*EXERCISE INSTRUCTIONS*
Leave out any picture and return the remaining listing below exactly as given.

*INFORMATION SHOWN*
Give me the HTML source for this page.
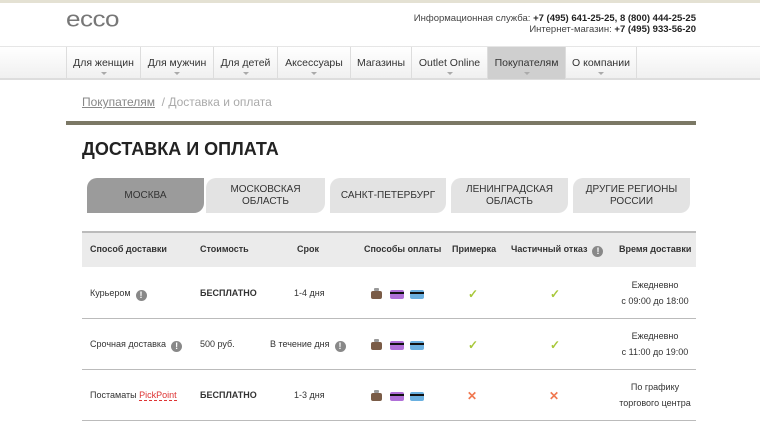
<!DOCTYPE html>
<html><head><meta charset="utf-8"><style>
*{margin:0;padding:0;box-sizing:border-box}
body{width:760px;height:428px;overflow:hidden;background:#fff;font-family:"Liberation Sans",Arial,sans-serif;color:#333;position:relative}
.a{position:absolute}
.topbar{left:0;top:0;width:760px;height:3px;background:#e4e1d3}
.logo{left:66px;top:6px;font-size:26px;color:#777;letter-spacing:-0.5px;transform:scaleY(0.85);transform-origin:top left}
.info{right:64px;top:13px;font-size:9.5px;text-align:right;line-height:11px;color:#444}
.info b{color:#222;font-weight:bold}
.nav{left:0;top:46px;width:760px;height:34px;background:linear-gradient(#fff,#f0f0f0);border-top:1px solid #e6e6e6;border-bottom:2px solid #ddd}
.ni{position:absolute;top:0;height:32px;font-size:10.5px;color:#333;text-align:center;padding-top:10px;border-left:1px solid #ddd;white-space:nowrap}
.ni.d:after{content:"";position:absolute;left:50%;margin-left:-3px;top:25px;border:3px solid transparent;border-top:3px solid #aaa}
.ni.act{background:#cfcfcf}
.bc{left:82px;top:95px;font-size:12px;color:#aaa}
.bc u{color:#888}
.bar{left:66px;top:121px;width:630px;height:4px;background:#7b7865}
h1{position:absolute;left:82px;top:139px;font-size:18px;font-weight:bold;color:#222}
.tab{position:absolute;top:178px;height:35px;background:#e3e3e3;font-size:10px;color:#333;text-align:center;display:flex;align-items:center;justify-content:center;line-height:12px;border-radius:10px 0 10px 0}
.tab.on{background:#9b9b9b;color:#333}
.th{left:82px;top:231px;width:614px;height:36px;background:#ebebeb;border-top:2px solid #bbb}
.t{position:absolute;font-size:9px;line-height:12px;color:#333;white-space:nowrap}
.hb{font-weight:bold}
.ln{position:absolute;left:82px;width:614px;height:1px;background:#bbb}
.ex{display:inline-block;width:11px;height:11px;border-radius:50%;background:#888;color:#fff;font-size:9px;font-weight:bold;text-align:center;line-height:11px;vertical-align:-2px;margin-left:5px}
.ok{position:absolute;color:#a8c83a;font-size:12px;font-weight:bold}
.no{position:absolute;color:#f07850;font-size:12px;font-weight:bold}
.bag{position:absolute;width:11px;height:8px;background:#7a5c47;border-radius:2px}
.bag:before{content:"";position:absolute;left:3px;top:-3px;width:5px;height:3px;background:#999;border-radius:1px}
.cd{position:absolute;width:14px;height:9px;border-radius:2px}
.cd:after{content:"";position:absolute;left:0;top:2px;width:14px;height:2px;background:#111}
</style></head><body>
<div class="a topbar"></div>
<div class="a logo">ecco</div>
<div class="a info">Информационная служба: <b>+7 (495) 641-25-25, 8 (800) 444-25-25</b><br>Интернет-магазин: <b>+7 (495) 933-56-20</b></div>
<div class="a nav">
<div class="ni d" style="left:66px;width:74px">Для женщин</div>
<div class="ni d" style="left:140px;width:73px">Для мужчин</div>
<div class="ni d" style="left:213px;width:64px">Для детей</div>
<div class="ni d" style="left:277px;width:73px">Аксессуары</div>
<div class="ni" style="left:350px;width:61px">Магазины</div>
<div class="ni d" style="left:411px;width:76px">Outlet Online</div>
<div class="ni d act" style="left:487px;width:78px">Покупателям</div>
<div class="ni d" style="left:565px;width:72px;border-right:1px solid #ddd">О компании</div>
</div>
<div class="a bc"><u>Покупателям</u> &nbsp;/ Доставка и оплата</div>
<div class="a bar"></div>
<h1>ДОСТАВКА И ОПЛАТА</h1>
<div class="tab on" style="left:87px;width:117px">МОСКВА</div>
<div class="tab" style="left:206px;width:119px">МОСКОВСКАЯ<br>ОБЛАСТЬ</div>
<div class="tab" style="left:330px;width:116px">САНКТ-ПЕТЕРБУРГ</div>
<div class="tab" style="left:451px;width:117px">ЛЕНИНГРАДСКАЯ<br>ОБЛАСТЬ</div>
<div class="tab" style="left:573px;width:117px">ДРУГИЕ РЕГИОНЫ<br>РОССИИ</div>
<div class="a th"></div>
<div class="t hb" style="left:90px;top:243px">Способ доставки</div>
<div class="t hb" style="left:200px;top:243px">Стоимость</div>
<div class="t hb" style="left:297px;top:243px">Срок</div>
<div class="t hb" style="left:364px;top:243px">Способы оплаты</div>
<div class="t hb" style="left:452px;top:243px">Примерка</div>
<div class="t hb" style="left:511px;top:243px">Частичный отказ<span class="ex">!</span></div>
<div class="t hb" style="left:619px;top:243px">Время доставки</div>

<div class="t" style="left:90px;top:287px">Курьером<span class="ex">!</span></div>
<div class="t hb" style="left:200px;top:287px">БЕСПЛАТНО</div>
<div class="t" style="left:294px;top:287px">1-4 дня</div>
<div class="t" style="left:617px;top:277px;text-align:center;width:76px;line-height:16px">Ежедневно<br>с 09:00 до 18:00</div>
<div class="ln" style="top:318px"></div>
<div class="t" style="left:90px;top:338px">Срочная доставка<span class="ex">!</span></div>
<div class="t" style="left:200px;top:338px">500 руб.</div>
<div class="t" style="left:270px;top:338px">В течение дня<span class="ex">!</span></div>
<div class="t" style="left:617px;top:328px;text-align:center;width:76px;line-height:16px">Ежедневно<br>с 11:00 до 19:00</div>
<div class="ln" style="top:369px"></div>
<div class="t" style="left:90px;top:389px">Постаматы <span style="color:#d33;border-bottom:1px dashed #d33">PickPoint</span></div>
<div class="t hb" style="left:200px;top:389px">БЕСПЛАТНО</div>
<div class="t" style="left:294px;top:389px">1-3 дня</div>
<div class="t" style="left:617px;top:379px;text-align:center;width:76px;line-height:16px">По графику<br>торгового центра</div>
<div class="ln" style="top:420px"></div>

<div class="bag" style="left:371px;top:291px"></div><div class="cd" style="left:390px;top:290px;background:#b070d8"></div><div class="cd" style="left:410px;top:290px;background:#6ab0e0"></div>
<div class="bag" style="left:371px;top:342px"></div><div class="cd" style="left:390px;top:341px;background:#b070d8"></div><div class="cd" style="left:410px;top:341px;background:#6ab0e0"></div>
<div class="bag" style="left:371px;top:393px"></div><div class="cd" style="left:390px;top:392px;background:#b070d8"></div><div class="cd" style="left:410px;top:392px;background:#6ab0e0"></div>
<div class="ok" style="left:468px;top:287px">✓</div><div class="ok" style="left:550px;top:287px">✓</div>
<div class="ok" style="left:468px;top:338px">✓</div><div class="ok" style="left:550px;top:338px">✓</div>
<div class="no" style="left:467px;top:389px">✕</div><div class="no" style="left:549px;top:389px">✕</div>
</body></html>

*COMPLETE RESPONSE*
Give me the HTML source for this page.
<!DOCTYPE html>
<html><head><meta charset="utf-8"><style>
*{margin:0;padding:0;box-sizing:border-box}
body{width:760px;height:428px;overflow:hidden;background:#fff;font-family:"Liberation Sans",Arial,sans-serif;color:#333;position:relative}
.a{position:absolute}
.topbar{left:0;top:0;width:760px;height:3px;background:#e4e1d3}
.logo{left:66px;top:6px;font-size:26px;color:#777;letter-spacing:-0.5px;transform:scaleY(0.85);transform-origin:top left}
.info{right:64px;top:13px;font-size:9.5px;text-align:right;line-height:11px;color:#444}
.info b{color:#222;font-weight:bold}
.nav{left:0;top:46px;width:760px;height:34px;background:linear-gradient(#fff,#f0f0f0);border-top:1px solid #e6e6e6;border-bottom:2px solid #ddd}
.ni{position:absolute;top:0;height:32px;font-size:10.5px;color:#333;text-align:center;padding-top:10px;border-left:1px solid #ddd;white-space:nowrap}
.ni.d:after{content:"";position:absolute;left:50%;margin-left:-3px;top:25px;border:3px solid transparent;border-top:3px solid #aaa}
.ni.act{background:#cfcfcf}
.bc{left:82px;top:95px;font-size:12px;color:#aaa}
.bc u{color:#888}
.bar{left:66px;top:121px;width:630px;height:4px;background:#7b7865}
h1{position:absolute;left:82px;top:139px;font-size:18px;font-weight:bold;color:#222}
.tab{position:absolute;top:178px;height:35px;background:#e3e3e3;font-size:10px;color:#333;text-align:center;display:flex;align-items:center;justify-content:center;line-height:12px;border-radius:10px 0 10px 0}
.tab.on{background:#9b9b9b;color:#333}
.th{left:82px;top:231px;width:614px;height:36px;background:#ebebeb;border-top:2px solid #bbb}
.t{position:absolute;font-size:9px;line-height:12px;color:#333;white-space:nowrap}
.hb{font-weight:bold}
.ln{position:absolute;left:82px;width:614px;height:1px;background:#bbb}
.ex{display:inline-block;width:11px;height:11px;border-radius:50%;background:#888;color:#fff;font-size:9px;font-weight:bold;text-align:center;line-height:11px;vertical-align:-2px;margin-left:5px}
.ok{position:absolute;color:#a8c83a;font-size:12px;font-weight:bold}
.no{position:absolute;color:#f07850;font-size:12px;font-weight:bold}
.bag{position:absolute;width:11px;height:8px;background:#7a5c47;border-radius:2px}
.bag:before{content:"";position:absolute;left:3px;top:-3px;width:5px;height:3px;background:#999;border-radius:1px}
.cd{position:absolute;width:14px;height:9px;border-radius:2px}
.cd:after{content:"";position:absolute;left:0;top:2px;width:14px;height:2px;background:#111}
</style></head><body>
<div class="a topbar"></div>
<div class="a logo">ecco</div>
<div class="a info">Информационная служба: <b>+7 (495) 641-25-25, 8 (800) 444-25-25</b><br>Интернет-магазин: <b>+7 (495) 933-56-20</b></div>
<div class="a nav">
<div class="ni d" style="left:66px;width:74px">Для женщин</div>
<div class="ni d" style="left:140px;width:73px">Для мужчин</div>
<div class="ni d" style="left:213px;width:64px">Для детей</div>
<div class="ni d" style="left:277px;width:73px">Аксессуары</div>
<div class="ni" style="left:350px;width:61px">Магазины</div>
<div class="ni d" style="left:411px;width:76px">Outlet Online</div>
<div class="ni d act" style="left:487px;width:78px">Покупателям</div>
<div class="ni d" style="left:565px;width:72px;border-right:1px solid #ddd">О компании</div>
</div>
<div class="a bc"><u>Покупателям</u> &nbsp;/ Доставка и оплата</div>
<div class="a bar"></div>
<h1>ДОСТАВКА И ОПЛАТА</h1>
<div class="tab on" style="left:87px;width:117px">МОСКВА</div>
<div class="tab" style="left:206px;width:119px">МОСКОВСКАЯ<br>ОБЛАСТЬ</div>
<div class="tab" style="left:330px;width:116px">САНКТ-ПЕТЕРБУРГ</div>
<div class="tab" style="left:451px;width:117px">ЛЕНИНГРАДСКАЯ<br>ОБЛАСТЬ</div>
<div class="tab" style="left:573px;width:117px">ДРУГИЕ РЕГИОНЫ<br>РОССИИ</div>
<div class="a th"></div>
<div class="t hb" style="left:90px;top:243px">Способ доставки</div>
<div class="t hb" style="left:200px;top:243px">Стоимость</div>
<div class="t hb" style="left:297px;top:243px">Срок</div>
<div class="t hb" style="left:364px;top:243px">Способы оплаты</div>
<div class="t hb" style="left:452px;top:243px">Примерка</div>
<div class="t hb" style="left:511px;top:243px">Частичный отказ<span class="ex">!</span></div>
<div class="t hb" style="left:619px;top:243px">Время доставки</div>

<div class="t" style="left:90px;top:287px">Курьером<span class="ex">!</span></div>
<div class="t hb" style="left:200px;top:287px">БЕСПЛАТНО</div>
<div class="t" style="left:294px;top:287px">1-4 дня</div>
<div class="t" style="left:617px;top:277px;text-align:center;width:76px;line-height:16px">Ежедневно<br>с 09:00 до 18:00</div>
<div class="ln" style="top:318px"></div>
<div class="t" style="left:90px;top:338px">Срочная доставка<span class="ex">!</span></div>
<div class="t" style="left:200px;top:338px">500 руб.</div>
<div class="t" style="left:270px;top:338px">В течение дня<span class="ex">!</span></div>
<div class="t" style="left:617px;top:328px;text-align:center;width:76px;line-height:16px">Ежедневно<br>с 11:00 до 19:00</div>
<div class="ln" style="top:369px"></div>
<div class="t" style="left:90px;top:389px">Постаматы <span style="color:#d33;border-bottom:1px dashed #d33">PickPoint</span></div>
<div class="t hb" style="left:200px;top:389px">БЕСПЛАТНО</div>
<div class="t" style="left:294px;top:389px">1-3 дня</div>
<div class="t" style="left:617px;top:379px;text-align:center;width:76px;line-height:16px">По графику<br>торгового центра</div>
<div class="ln" style="top:420px"></div>

<div class="bag" style="left:371px;top:291px"></div><div class="cd" style="left:390px;top:290px;background:#b070d8"></div><div class="cd" style="left:410px;top:290px;background:#6ab0e0"></div>
<div class="bag" style="left:371px;top:342px"></div><div class="cd" style="left:390px;top:341px;background:#b070d8"></div><div class="cd" style="left:410px;top:341px;background:#6ab0e0"></div>
<div class="bag" style="left:371px;top:393px"></div><div class="cd" style="left:390px;top:392px;background:#b070d8"></div><div class="cd" style="left:410px;top:392px;background:#6ab0e0"></div>
<div class="ok" style="left:468px;top:287px">✓</div><div class="ok" style="left:550px;top:287px">✓</div>
<div class="ok" style="left:468px;top:338px">✓</div><div class="ok" style="left:550px;top:338px">✓</div>
<div class="no" style="left:467px;top:389px">✕</div><div class="no" style="left:549px;top:389px">✕</div>
</body></html>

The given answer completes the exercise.